I like the baseline that Foundation provides our designers. It’s name is really
descriptive of it’s purpose, as I see it. Sensible defaults are one of my favorite
things.
Sass and Rails
We’re a Rails shop. We work with Ruby on Rails everyday, all day long. Everyone
here knows how to clone an app, run script/setup and get started.
We use Sass, too. Sass and Rails work great together.
Foundation is packaged as a Rails gem by Zurb. It’s written in Sass. It’s a no
brainer. I don’t have to wait for ports from Less. It works with the asset
pipeline. As they often say, it “just works.”
Modularity
Since Foundation’s written in Sass, I can pull in the pieces I want as needed.

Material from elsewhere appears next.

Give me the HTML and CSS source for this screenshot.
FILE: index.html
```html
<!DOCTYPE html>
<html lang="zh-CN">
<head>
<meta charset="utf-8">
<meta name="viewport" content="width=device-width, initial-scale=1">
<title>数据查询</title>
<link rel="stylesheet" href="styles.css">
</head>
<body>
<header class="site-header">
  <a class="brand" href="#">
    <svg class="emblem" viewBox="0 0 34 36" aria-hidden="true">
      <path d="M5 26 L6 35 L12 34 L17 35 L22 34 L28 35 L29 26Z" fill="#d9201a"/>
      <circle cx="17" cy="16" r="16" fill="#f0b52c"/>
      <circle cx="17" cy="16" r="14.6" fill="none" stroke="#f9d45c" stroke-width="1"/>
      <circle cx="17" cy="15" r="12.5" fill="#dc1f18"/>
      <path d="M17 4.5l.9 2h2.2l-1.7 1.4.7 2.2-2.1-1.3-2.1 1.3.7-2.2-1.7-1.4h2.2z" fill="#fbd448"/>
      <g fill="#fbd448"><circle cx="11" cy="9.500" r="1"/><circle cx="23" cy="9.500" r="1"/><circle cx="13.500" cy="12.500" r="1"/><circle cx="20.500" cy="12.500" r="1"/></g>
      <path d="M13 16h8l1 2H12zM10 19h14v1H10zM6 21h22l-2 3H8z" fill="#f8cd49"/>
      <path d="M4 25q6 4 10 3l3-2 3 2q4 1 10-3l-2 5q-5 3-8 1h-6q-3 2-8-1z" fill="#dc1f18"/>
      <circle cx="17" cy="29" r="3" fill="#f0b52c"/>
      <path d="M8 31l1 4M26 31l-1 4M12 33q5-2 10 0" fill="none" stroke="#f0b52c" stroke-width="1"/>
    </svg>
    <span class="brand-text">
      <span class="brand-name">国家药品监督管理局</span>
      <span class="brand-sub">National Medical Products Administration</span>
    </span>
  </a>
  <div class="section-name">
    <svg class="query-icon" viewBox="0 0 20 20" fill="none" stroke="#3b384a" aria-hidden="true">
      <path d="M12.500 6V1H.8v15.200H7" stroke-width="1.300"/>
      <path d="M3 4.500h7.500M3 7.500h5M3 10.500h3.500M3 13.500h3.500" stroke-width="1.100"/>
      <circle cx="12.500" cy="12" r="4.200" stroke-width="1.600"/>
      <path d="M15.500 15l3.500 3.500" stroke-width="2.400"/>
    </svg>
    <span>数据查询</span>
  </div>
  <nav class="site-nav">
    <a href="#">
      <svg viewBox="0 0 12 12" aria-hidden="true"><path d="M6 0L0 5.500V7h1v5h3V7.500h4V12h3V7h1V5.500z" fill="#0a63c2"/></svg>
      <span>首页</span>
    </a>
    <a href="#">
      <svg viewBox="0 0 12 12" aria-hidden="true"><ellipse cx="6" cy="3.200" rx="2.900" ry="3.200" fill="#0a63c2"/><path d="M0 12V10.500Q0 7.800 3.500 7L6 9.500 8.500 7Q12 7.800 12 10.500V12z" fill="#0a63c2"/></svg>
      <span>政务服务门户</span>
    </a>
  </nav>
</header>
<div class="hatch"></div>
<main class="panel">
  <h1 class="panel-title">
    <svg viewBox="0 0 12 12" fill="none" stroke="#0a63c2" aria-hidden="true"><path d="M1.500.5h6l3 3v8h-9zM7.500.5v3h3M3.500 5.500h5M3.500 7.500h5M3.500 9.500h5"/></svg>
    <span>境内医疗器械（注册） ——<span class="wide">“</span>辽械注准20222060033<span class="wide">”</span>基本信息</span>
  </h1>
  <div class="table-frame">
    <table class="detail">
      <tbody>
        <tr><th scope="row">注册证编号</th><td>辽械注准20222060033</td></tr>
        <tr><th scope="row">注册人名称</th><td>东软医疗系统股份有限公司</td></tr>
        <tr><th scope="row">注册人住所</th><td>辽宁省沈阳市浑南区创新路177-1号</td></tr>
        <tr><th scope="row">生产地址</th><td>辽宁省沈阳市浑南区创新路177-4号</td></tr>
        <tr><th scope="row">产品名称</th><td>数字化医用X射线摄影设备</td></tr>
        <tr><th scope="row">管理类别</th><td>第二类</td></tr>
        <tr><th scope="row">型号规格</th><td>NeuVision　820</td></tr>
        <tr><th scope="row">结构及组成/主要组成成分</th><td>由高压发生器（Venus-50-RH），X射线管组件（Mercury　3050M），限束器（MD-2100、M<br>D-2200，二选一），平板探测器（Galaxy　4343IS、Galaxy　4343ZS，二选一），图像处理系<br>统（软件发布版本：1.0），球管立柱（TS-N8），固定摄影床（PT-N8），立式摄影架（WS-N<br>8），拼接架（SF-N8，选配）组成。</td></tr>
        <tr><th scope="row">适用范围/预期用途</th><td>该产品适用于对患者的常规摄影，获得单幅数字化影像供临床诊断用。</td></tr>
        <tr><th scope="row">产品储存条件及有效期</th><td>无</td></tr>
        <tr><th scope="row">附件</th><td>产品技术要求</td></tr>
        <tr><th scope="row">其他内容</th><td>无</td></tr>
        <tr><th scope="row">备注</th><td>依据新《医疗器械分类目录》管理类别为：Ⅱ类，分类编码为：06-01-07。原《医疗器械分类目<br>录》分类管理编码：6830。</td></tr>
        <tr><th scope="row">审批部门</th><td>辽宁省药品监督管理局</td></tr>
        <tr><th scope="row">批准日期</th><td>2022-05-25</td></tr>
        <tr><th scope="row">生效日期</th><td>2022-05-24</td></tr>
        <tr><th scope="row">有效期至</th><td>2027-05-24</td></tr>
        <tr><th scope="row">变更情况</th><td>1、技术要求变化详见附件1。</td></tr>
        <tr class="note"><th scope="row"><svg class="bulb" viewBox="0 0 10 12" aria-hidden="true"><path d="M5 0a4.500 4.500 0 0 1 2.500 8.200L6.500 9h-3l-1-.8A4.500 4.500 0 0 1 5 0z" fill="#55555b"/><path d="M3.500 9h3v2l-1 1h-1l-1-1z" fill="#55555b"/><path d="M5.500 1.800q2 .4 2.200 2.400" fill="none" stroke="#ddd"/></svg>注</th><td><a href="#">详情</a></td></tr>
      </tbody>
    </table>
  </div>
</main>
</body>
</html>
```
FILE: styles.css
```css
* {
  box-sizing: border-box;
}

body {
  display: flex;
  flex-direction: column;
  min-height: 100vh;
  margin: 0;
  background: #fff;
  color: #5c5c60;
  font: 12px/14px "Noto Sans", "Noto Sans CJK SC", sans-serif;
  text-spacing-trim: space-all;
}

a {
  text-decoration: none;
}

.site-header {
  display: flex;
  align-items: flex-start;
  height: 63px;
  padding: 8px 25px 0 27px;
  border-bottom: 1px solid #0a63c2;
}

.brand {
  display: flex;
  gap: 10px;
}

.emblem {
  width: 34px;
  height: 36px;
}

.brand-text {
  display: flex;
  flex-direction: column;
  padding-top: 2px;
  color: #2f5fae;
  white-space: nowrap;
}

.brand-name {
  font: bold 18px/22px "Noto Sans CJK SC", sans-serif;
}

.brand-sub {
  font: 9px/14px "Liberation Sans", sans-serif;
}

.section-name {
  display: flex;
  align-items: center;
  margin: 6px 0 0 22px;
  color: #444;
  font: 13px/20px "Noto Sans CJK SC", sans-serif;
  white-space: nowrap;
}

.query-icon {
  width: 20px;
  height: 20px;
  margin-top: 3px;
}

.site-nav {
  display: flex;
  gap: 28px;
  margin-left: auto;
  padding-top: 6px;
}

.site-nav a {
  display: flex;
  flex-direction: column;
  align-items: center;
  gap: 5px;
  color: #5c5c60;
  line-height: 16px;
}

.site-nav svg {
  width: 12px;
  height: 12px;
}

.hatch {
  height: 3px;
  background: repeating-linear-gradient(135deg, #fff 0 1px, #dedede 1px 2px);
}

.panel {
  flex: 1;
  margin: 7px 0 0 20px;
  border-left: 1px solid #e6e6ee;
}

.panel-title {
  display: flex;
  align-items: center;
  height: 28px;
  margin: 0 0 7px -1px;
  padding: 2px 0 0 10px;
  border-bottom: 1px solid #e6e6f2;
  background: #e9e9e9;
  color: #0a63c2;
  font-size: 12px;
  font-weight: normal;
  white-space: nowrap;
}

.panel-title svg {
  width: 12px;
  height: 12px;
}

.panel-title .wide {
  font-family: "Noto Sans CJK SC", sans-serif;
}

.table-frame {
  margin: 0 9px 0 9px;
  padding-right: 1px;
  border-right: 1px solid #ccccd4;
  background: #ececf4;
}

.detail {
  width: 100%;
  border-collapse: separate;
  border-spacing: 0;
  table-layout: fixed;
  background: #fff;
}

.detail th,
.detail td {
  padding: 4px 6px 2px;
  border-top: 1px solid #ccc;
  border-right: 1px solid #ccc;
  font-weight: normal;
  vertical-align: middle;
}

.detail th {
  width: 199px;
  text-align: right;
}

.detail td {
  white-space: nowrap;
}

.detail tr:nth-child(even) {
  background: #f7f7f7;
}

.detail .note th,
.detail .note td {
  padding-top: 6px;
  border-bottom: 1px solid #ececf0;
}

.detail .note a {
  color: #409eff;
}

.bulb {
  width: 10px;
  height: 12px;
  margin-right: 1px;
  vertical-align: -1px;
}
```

Only using the grid? @import foundation/components/grid. Done. How awesome is
that?
If I want to override the column widths, that’s a piece of cake, too. I can
override $row-width before I pull in the grid.
Components
Foundation ships with some handy components out of the box. We’ve used Joyride,
Sections and Tooltips pretty frequently.
Constant Development
Foundation is under almost constant development. It’s updated frequently. That’s
exciting for me. They’ve built something great and it keeps getting better with
every release. There’s a large and active community participating in
development as well. As of this writing, the foundation repo has 12,621
stars. That’s pretty impressive.
But, semantics!!
I know, it’s terrible. I have classes all over my HTML that aren’t part of the
content. There are classes like large-6 and small-centered on elements.
I don’t care anymore.
For a long time, I worried about the CSS police. I was certain that everyone
who inspected my page would immediately run away screaming and refuse to listen
to my message or buy the product. I was wrong and I wasted a lot of time
because of that choice.
Shipping something is the most important thing. If I delay that because I need
to refactor my stylesheets, my priorities are in the wrong place. This is an
example of when craftsmanship gets in the way of productivity, in my opinion.
Conclusion
I’m sure you’ll disagree. Maybe you won’t, but that’s okay, too. Bootstrap is
great for a developer who wants to ship something. I’m glad there are tools
that help you put just enough polish on an idea and get it out the door. That’s
better than discussing the importance of understanding floats, in my humble
opinion.
That’s a topic for another day.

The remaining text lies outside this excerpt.